## Required task
Your task is to gather the lines below that hold the string "index".
[Begin Dataset extract]
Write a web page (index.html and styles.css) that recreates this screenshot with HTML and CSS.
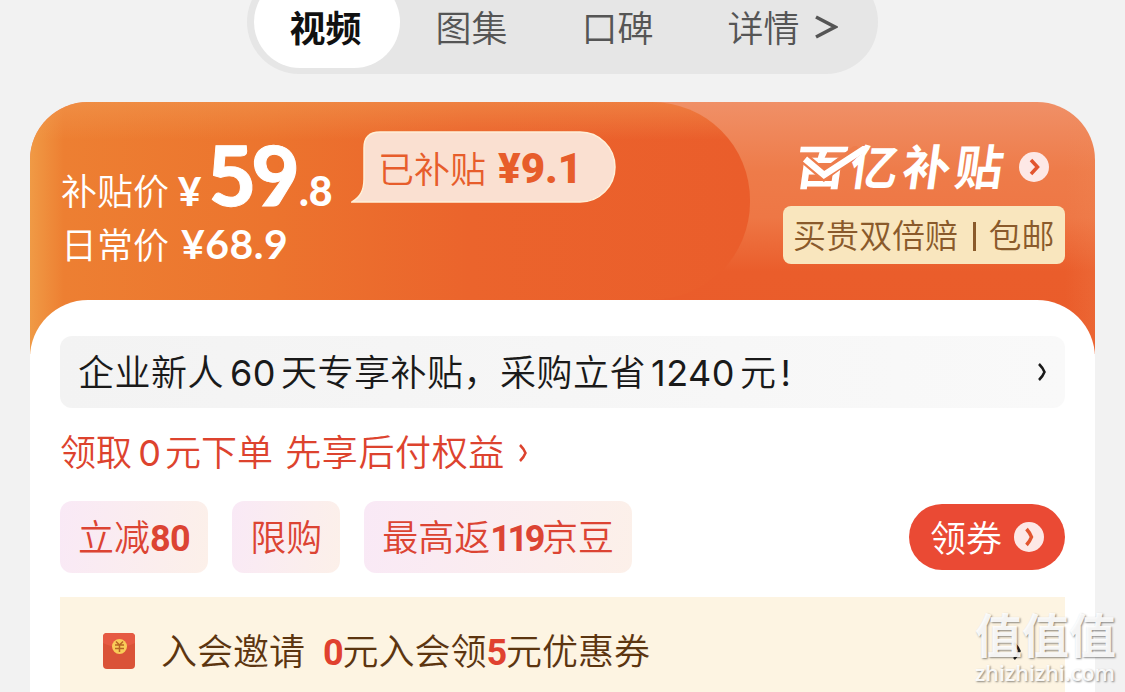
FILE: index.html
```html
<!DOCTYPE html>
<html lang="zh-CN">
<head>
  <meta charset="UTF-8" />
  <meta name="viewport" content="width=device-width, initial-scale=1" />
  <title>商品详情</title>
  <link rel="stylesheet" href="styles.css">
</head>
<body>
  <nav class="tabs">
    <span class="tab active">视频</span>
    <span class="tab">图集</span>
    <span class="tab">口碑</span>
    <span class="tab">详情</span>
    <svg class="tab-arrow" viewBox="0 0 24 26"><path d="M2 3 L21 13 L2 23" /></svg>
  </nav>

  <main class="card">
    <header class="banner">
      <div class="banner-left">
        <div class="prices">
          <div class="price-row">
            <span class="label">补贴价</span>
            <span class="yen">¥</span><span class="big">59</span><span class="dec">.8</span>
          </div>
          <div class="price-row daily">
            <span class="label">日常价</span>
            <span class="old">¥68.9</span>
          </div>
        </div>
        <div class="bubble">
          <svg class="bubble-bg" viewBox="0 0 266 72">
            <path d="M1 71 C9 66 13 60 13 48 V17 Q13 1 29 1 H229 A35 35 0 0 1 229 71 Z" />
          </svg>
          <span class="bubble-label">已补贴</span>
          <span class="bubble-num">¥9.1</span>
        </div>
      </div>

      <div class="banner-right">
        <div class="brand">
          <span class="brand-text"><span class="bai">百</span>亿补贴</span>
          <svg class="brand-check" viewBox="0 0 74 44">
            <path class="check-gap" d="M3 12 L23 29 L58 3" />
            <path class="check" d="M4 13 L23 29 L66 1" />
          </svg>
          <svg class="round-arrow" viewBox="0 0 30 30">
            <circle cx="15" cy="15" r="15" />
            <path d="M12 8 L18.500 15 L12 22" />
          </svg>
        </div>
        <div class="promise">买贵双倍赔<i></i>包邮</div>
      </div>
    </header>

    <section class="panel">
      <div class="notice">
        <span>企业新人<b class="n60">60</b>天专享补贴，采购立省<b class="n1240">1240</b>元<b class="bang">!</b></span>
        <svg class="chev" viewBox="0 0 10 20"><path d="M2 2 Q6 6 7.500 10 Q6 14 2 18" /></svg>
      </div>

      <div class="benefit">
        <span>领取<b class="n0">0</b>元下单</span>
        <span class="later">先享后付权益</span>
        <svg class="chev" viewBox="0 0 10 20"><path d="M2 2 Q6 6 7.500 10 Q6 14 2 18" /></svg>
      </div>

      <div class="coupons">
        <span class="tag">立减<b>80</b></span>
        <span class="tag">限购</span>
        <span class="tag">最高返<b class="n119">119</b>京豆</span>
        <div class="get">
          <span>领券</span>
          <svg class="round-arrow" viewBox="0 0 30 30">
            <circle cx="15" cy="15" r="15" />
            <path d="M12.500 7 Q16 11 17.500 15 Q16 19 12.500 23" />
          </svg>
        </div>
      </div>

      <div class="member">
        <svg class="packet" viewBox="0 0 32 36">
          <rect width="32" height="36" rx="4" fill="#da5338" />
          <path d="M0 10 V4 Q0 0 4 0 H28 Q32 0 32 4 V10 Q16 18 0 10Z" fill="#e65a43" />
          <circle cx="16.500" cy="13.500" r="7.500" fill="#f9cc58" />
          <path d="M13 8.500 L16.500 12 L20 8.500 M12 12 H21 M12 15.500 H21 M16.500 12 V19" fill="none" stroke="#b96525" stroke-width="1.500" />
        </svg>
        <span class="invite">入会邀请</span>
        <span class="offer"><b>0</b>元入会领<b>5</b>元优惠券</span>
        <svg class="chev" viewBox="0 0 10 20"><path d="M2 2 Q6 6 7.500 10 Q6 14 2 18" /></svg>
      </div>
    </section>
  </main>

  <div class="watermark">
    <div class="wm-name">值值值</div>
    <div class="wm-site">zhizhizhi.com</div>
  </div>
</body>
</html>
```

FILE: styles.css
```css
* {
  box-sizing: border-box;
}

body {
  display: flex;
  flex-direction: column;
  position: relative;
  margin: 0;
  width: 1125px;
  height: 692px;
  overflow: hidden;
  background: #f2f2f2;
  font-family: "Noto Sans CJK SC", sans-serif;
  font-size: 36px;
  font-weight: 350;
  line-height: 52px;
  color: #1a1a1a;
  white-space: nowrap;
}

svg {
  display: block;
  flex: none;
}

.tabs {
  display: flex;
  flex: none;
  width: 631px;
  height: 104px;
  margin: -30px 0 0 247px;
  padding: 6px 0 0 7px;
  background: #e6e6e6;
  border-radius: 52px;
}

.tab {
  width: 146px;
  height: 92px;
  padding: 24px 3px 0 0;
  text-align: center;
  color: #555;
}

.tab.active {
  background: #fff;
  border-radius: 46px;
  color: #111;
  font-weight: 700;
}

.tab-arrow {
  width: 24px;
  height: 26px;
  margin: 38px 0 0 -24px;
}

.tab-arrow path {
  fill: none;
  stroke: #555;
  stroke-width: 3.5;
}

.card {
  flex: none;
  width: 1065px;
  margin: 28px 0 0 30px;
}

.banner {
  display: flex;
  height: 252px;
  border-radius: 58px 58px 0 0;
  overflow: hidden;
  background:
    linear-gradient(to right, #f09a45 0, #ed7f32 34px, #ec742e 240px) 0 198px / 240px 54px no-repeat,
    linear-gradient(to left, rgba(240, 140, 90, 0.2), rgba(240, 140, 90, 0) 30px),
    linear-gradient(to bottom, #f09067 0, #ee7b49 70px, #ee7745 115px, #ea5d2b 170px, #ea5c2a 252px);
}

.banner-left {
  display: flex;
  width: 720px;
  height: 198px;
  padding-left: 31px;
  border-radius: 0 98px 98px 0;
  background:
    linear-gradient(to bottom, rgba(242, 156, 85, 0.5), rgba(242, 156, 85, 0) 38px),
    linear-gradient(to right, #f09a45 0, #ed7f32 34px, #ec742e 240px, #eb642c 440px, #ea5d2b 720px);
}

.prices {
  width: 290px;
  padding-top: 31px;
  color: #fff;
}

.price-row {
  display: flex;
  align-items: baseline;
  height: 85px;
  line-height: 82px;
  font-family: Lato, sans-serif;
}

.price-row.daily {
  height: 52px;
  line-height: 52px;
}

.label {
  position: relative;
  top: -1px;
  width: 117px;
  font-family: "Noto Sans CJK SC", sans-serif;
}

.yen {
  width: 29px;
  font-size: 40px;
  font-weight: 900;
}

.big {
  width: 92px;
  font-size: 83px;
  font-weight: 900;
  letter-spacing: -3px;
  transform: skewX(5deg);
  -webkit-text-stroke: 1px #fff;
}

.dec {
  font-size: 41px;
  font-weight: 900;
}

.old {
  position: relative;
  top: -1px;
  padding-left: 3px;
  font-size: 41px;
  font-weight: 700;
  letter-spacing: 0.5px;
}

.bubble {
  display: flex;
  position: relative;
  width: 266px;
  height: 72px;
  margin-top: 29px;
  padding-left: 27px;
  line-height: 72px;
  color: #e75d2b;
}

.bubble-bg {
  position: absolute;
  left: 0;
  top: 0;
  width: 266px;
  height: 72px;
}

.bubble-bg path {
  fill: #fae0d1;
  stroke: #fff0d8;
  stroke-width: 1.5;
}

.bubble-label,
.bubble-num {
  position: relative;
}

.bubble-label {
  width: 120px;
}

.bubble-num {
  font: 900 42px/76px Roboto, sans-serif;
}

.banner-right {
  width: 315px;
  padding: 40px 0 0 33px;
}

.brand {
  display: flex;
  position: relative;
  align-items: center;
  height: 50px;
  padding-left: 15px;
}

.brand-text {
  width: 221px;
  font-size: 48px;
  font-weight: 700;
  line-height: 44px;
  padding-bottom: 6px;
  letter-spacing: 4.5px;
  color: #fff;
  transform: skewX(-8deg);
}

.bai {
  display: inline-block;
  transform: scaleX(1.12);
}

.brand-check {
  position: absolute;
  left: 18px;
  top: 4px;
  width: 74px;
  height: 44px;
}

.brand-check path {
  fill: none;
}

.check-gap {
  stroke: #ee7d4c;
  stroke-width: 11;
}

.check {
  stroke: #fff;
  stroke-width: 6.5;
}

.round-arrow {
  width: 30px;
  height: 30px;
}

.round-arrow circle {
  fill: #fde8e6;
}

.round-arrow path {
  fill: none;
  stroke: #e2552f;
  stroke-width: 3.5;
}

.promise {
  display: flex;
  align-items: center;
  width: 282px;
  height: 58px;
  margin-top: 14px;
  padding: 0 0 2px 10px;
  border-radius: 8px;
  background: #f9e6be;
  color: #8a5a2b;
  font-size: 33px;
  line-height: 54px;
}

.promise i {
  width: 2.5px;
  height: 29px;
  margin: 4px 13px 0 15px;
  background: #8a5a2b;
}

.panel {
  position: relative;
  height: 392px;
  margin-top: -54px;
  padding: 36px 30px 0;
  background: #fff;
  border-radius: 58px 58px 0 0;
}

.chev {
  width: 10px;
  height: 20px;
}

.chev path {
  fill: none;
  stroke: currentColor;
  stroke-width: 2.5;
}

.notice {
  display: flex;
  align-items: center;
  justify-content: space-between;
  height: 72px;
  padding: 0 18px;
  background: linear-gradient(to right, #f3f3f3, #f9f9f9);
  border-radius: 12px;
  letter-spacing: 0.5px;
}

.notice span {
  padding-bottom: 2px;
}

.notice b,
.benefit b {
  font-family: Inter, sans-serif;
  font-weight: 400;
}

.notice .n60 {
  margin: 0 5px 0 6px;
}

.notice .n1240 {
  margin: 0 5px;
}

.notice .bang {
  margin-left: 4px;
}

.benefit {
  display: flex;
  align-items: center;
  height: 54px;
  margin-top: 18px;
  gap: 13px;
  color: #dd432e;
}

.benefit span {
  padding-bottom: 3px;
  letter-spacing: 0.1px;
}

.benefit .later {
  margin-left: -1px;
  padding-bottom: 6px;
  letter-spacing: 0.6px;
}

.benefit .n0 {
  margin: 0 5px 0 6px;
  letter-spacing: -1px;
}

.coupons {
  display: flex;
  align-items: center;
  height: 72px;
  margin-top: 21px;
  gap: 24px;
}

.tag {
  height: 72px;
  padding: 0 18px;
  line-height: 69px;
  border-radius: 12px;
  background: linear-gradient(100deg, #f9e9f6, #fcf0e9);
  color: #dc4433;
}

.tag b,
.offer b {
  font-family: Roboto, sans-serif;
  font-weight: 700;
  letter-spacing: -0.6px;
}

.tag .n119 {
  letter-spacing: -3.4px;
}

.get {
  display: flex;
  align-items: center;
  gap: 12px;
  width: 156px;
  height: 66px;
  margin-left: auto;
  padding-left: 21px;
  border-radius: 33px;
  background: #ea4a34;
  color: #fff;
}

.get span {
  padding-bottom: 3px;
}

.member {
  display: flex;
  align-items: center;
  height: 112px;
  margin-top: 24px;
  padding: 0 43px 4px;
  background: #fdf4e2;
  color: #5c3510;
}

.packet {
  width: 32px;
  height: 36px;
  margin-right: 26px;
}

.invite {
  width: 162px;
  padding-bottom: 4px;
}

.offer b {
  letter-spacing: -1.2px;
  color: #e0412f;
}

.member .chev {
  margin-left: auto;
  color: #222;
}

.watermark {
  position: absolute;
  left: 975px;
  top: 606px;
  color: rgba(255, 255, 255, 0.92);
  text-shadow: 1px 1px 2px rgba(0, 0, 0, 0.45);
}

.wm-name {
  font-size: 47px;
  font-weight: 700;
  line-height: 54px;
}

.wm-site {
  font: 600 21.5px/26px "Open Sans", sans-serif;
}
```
[End Dataset extract]
## Exercise solution
Write a web page (index.html and styles.css) that recreates this screenshot with HTML and CSS.
FILE: index.html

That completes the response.